WRITTEN INSTRUCTION - Wherever a line holds the string "this", copy that line.
begin COLLECTED DATA
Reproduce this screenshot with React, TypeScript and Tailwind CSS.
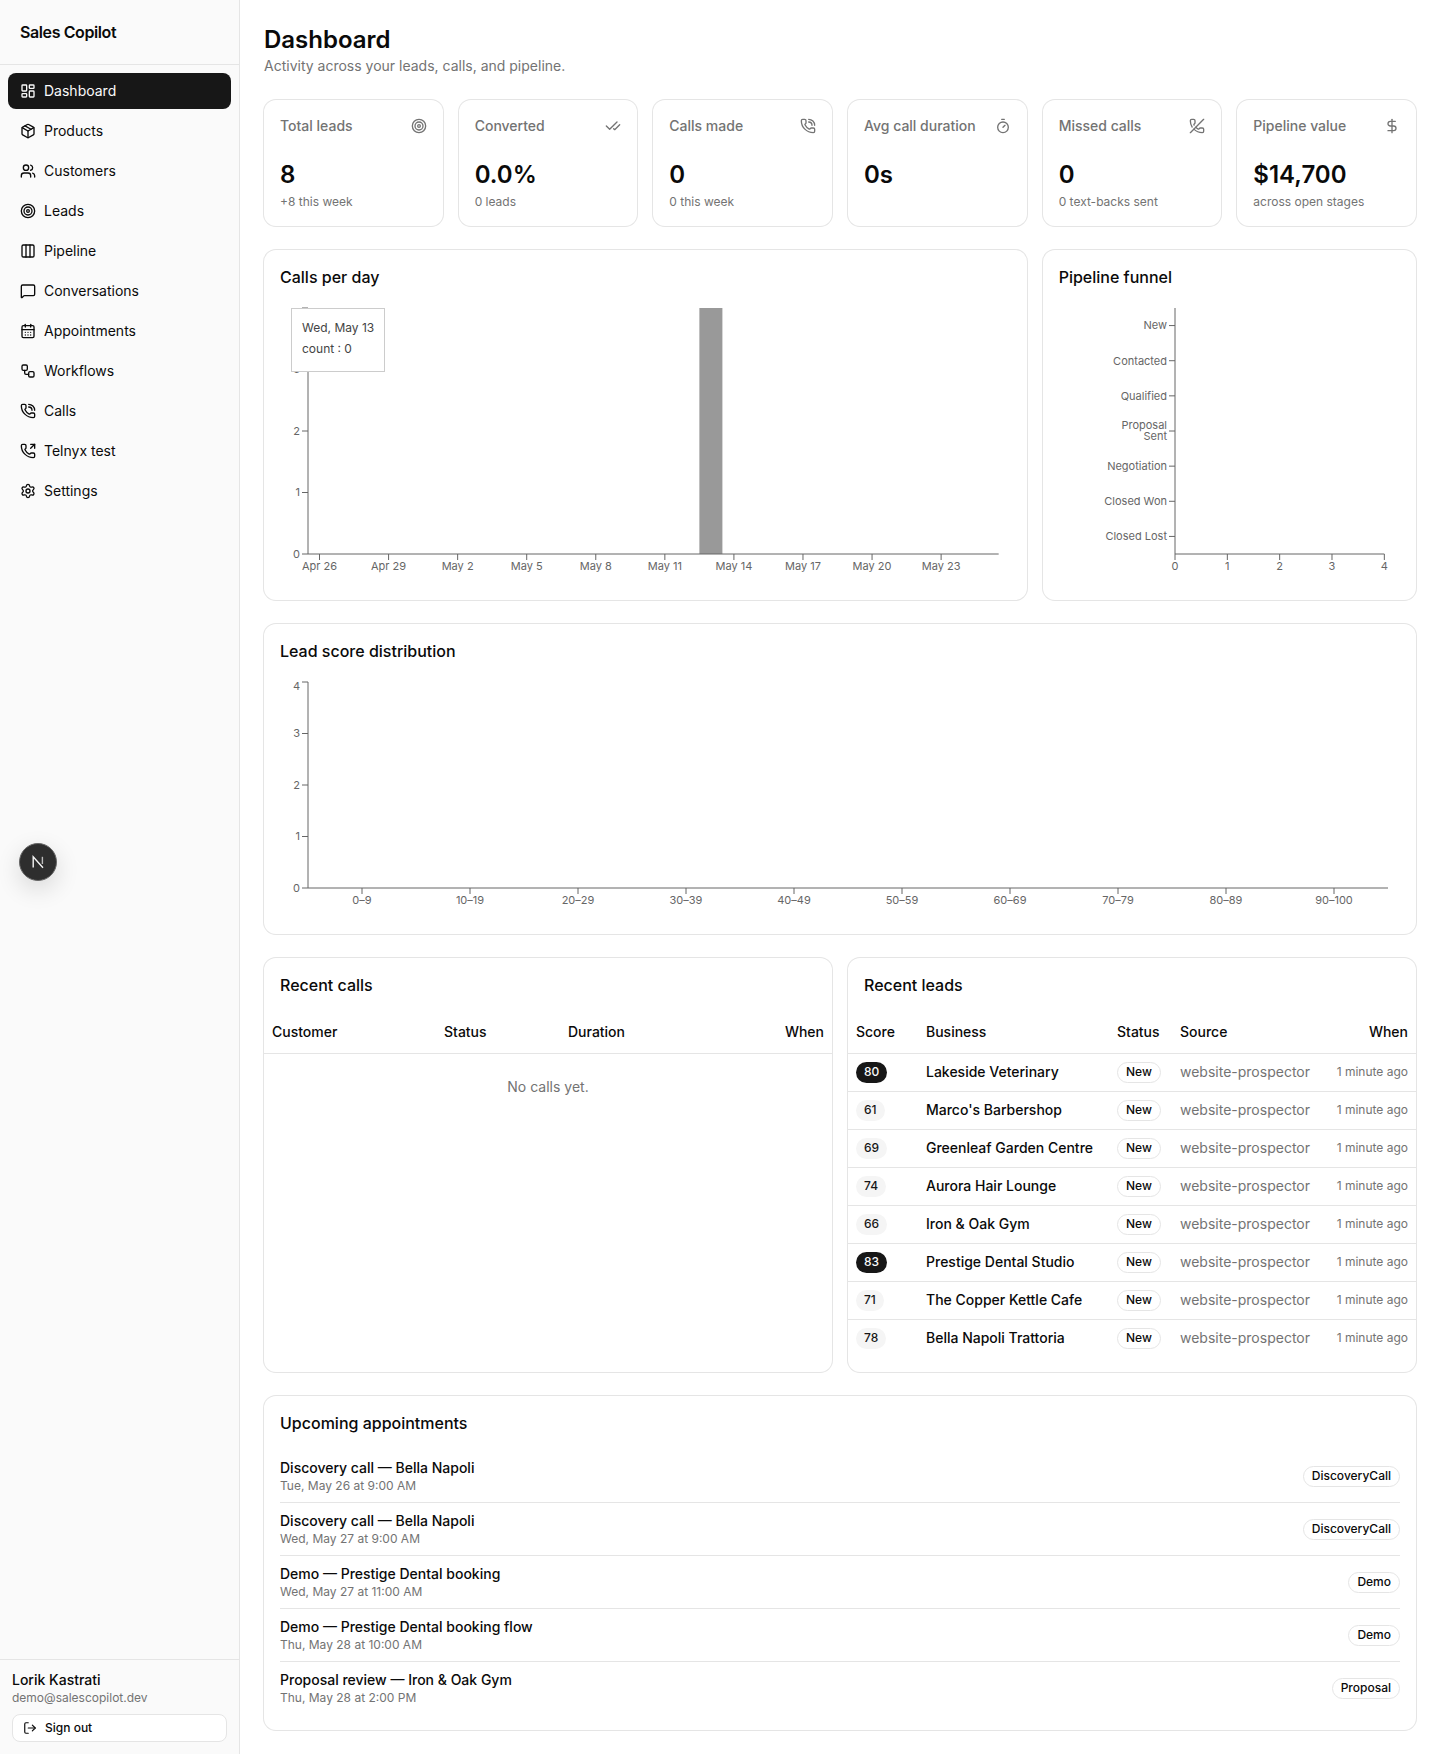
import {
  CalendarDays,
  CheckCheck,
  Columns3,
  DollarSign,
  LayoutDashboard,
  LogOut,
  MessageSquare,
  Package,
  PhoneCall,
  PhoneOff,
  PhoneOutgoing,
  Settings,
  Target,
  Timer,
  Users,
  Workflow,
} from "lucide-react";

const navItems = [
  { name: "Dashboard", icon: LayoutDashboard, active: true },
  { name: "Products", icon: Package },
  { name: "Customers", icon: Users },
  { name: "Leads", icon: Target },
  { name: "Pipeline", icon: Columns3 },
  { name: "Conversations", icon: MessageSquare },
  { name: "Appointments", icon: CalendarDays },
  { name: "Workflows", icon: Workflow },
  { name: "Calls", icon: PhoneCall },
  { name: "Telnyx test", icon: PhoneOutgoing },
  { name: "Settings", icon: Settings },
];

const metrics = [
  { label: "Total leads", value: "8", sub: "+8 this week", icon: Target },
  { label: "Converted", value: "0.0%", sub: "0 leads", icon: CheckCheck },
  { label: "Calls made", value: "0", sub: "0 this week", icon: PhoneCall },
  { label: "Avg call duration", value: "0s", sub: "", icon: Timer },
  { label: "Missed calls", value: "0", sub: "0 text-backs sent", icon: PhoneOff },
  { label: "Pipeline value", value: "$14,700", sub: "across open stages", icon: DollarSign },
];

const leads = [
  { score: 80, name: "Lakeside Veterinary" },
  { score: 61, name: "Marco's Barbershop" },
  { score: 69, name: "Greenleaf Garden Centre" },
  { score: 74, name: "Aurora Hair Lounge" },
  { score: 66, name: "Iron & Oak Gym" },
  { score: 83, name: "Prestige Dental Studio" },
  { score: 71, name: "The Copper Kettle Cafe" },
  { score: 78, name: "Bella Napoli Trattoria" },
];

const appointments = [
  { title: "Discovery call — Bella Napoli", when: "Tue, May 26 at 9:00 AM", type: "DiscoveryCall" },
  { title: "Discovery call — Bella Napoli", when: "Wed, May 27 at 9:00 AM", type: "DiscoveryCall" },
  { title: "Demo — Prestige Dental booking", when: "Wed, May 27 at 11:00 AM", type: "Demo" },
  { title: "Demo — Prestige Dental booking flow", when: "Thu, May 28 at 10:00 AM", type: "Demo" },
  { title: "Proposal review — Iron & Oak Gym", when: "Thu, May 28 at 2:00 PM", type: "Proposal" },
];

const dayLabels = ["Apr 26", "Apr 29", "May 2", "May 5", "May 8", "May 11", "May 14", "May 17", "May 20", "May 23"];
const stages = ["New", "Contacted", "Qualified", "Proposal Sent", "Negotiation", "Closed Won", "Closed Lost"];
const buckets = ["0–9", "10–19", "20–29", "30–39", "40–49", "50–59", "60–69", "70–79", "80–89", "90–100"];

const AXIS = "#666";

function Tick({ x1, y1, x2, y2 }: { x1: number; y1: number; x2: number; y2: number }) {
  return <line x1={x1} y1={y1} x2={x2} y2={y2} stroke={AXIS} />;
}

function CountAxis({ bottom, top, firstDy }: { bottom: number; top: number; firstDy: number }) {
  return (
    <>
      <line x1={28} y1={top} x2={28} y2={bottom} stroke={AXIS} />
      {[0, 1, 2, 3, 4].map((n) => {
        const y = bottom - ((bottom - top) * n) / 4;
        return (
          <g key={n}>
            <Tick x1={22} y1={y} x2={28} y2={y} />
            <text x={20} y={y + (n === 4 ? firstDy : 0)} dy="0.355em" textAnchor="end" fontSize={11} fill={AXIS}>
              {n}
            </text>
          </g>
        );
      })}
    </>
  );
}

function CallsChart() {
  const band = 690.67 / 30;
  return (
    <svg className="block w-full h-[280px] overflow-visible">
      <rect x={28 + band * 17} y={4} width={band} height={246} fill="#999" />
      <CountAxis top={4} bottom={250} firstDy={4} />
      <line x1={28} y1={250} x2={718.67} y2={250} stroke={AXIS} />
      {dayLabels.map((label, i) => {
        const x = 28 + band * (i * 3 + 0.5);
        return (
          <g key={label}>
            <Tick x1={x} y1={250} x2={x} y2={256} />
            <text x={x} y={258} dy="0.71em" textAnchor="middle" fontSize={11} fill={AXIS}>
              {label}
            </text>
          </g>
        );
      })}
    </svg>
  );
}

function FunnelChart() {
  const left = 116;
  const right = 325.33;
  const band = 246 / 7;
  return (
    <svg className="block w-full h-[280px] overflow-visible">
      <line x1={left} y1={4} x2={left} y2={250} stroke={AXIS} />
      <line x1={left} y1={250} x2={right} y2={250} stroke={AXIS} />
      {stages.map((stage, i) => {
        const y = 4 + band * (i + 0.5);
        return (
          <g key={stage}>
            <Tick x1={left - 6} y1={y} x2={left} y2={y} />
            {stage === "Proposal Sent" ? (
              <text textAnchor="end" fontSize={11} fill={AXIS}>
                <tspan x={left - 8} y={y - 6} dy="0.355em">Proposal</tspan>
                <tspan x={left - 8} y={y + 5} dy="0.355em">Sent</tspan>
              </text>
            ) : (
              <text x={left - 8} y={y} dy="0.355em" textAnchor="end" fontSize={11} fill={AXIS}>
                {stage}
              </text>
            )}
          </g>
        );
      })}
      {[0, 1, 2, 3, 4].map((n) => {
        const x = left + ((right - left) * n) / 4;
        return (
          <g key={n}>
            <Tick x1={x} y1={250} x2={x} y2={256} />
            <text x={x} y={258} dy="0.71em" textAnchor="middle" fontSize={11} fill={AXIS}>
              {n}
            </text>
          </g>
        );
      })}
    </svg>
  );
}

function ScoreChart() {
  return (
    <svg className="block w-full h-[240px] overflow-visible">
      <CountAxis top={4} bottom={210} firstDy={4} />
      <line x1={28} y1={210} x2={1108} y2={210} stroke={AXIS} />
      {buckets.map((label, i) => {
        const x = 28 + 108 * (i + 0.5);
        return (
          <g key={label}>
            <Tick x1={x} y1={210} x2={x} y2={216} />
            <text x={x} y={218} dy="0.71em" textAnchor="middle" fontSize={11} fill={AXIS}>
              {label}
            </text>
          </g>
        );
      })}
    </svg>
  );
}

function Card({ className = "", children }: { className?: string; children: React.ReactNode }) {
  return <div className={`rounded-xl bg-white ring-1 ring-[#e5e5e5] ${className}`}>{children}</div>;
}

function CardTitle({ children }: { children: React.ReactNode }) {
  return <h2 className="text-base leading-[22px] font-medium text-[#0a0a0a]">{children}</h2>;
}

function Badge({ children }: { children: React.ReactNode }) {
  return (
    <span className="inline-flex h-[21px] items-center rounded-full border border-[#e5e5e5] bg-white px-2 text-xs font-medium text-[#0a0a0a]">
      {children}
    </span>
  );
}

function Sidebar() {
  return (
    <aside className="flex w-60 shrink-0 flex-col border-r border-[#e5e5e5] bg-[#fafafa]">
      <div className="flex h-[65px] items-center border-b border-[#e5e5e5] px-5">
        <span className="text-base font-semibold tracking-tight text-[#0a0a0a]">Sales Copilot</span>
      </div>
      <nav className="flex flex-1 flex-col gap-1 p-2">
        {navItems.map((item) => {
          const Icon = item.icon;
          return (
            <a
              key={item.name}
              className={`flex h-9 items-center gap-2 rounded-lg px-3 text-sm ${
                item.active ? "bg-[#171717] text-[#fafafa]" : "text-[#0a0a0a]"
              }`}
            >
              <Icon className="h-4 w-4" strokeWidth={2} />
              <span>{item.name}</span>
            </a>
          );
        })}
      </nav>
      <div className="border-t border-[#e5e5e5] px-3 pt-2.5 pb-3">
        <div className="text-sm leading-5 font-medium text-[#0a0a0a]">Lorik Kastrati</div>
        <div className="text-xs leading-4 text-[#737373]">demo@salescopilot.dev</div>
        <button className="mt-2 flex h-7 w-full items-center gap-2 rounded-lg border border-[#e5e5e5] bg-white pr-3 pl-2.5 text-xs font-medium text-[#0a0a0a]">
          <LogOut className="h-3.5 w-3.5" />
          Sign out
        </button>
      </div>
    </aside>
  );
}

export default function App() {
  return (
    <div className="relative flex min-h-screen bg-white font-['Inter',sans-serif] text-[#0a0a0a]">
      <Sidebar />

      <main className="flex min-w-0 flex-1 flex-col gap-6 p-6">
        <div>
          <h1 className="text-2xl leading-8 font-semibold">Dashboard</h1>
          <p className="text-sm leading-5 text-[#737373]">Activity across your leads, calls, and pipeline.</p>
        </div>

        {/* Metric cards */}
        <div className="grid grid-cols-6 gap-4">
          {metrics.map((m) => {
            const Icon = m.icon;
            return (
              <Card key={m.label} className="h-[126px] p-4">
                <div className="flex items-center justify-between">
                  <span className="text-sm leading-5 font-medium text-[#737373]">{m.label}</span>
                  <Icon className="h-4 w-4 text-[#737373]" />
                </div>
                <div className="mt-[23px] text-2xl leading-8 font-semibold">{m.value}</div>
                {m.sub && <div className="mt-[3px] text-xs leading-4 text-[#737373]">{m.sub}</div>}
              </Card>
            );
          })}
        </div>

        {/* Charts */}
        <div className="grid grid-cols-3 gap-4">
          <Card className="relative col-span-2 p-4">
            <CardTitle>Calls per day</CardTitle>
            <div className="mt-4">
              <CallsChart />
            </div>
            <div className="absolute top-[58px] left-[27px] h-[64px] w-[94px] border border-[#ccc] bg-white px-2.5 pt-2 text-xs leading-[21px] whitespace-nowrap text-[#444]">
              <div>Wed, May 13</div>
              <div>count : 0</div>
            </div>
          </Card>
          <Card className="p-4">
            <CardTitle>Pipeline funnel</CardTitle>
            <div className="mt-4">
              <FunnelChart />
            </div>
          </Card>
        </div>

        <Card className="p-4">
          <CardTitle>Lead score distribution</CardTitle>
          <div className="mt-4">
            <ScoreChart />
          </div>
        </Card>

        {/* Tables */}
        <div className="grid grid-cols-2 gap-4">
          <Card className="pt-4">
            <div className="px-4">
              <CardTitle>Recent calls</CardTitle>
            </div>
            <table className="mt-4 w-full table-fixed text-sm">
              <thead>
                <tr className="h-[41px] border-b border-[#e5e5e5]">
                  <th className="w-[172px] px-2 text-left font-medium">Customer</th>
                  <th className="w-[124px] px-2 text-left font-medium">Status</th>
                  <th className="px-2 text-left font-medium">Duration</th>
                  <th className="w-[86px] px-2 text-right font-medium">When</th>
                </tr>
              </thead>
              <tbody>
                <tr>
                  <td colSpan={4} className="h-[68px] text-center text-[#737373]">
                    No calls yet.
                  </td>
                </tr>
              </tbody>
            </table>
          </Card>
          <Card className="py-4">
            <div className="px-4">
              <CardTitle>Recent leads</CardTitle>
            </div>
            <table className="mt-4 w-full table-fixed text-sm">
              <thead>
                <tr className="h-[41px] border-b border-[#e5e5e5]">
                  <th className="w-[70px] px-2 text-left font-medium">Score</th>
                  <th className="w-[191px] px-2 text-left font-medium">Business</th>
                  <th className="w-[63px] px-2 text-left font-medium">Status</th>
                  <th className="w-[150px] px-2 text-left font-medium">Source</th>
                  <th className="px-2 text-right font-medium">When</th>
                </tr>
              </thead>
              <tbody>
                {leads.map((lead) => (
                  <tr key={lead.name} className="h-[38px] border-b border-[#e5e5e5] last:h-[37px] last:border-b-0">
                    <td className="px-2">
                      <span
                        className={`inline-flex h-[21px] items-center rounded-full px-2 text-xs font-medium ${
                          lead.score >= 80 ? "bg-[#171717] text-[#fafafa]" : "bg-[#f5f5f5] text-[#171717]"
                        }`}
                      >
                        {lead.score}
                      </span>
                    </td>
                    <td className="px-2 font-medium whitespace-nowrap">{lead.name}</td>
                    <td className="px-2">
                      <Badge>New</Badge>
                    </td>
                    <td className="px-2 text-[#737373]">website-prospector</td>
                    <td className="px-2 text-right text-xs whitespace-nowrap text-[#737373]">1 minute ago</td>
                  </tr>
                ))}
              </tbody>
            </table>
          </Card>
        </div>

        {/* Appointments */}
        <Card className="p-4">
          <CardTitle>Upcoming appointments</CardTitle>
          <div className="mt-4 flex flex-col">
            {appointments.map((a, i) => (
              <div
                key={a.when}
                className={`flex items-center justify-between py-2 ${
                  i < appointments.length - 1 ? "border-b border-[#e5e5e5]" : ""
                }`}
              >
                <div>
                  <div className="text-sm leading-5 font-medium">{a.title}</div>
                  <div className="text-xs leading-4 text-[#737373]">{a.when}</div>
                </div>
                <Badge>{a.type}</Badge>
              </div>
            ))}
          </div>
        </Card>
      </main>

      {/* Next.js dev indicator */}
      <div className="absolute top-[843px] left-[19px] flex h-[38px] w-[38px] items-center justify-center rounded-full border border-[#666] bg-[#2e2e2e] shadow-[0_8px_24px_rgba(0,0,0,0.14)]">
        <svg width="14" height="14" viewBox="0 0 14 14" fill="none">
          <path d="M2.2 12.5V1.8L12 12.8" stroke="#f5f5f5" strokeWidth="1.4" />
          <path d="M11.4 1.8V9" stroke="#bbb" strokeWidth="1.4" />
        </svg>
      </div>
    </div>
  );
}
end COLLECTED DATA
THE RESULT -
Reproduce this screenshot with React, TypeScript and Tailwind CSS.
  { label: "Total leads", value: "8", sub: "+8 this week", icon: Target },
  { label: "Calls made", value: "0", sub: "0 this week", icon: PhoneCall },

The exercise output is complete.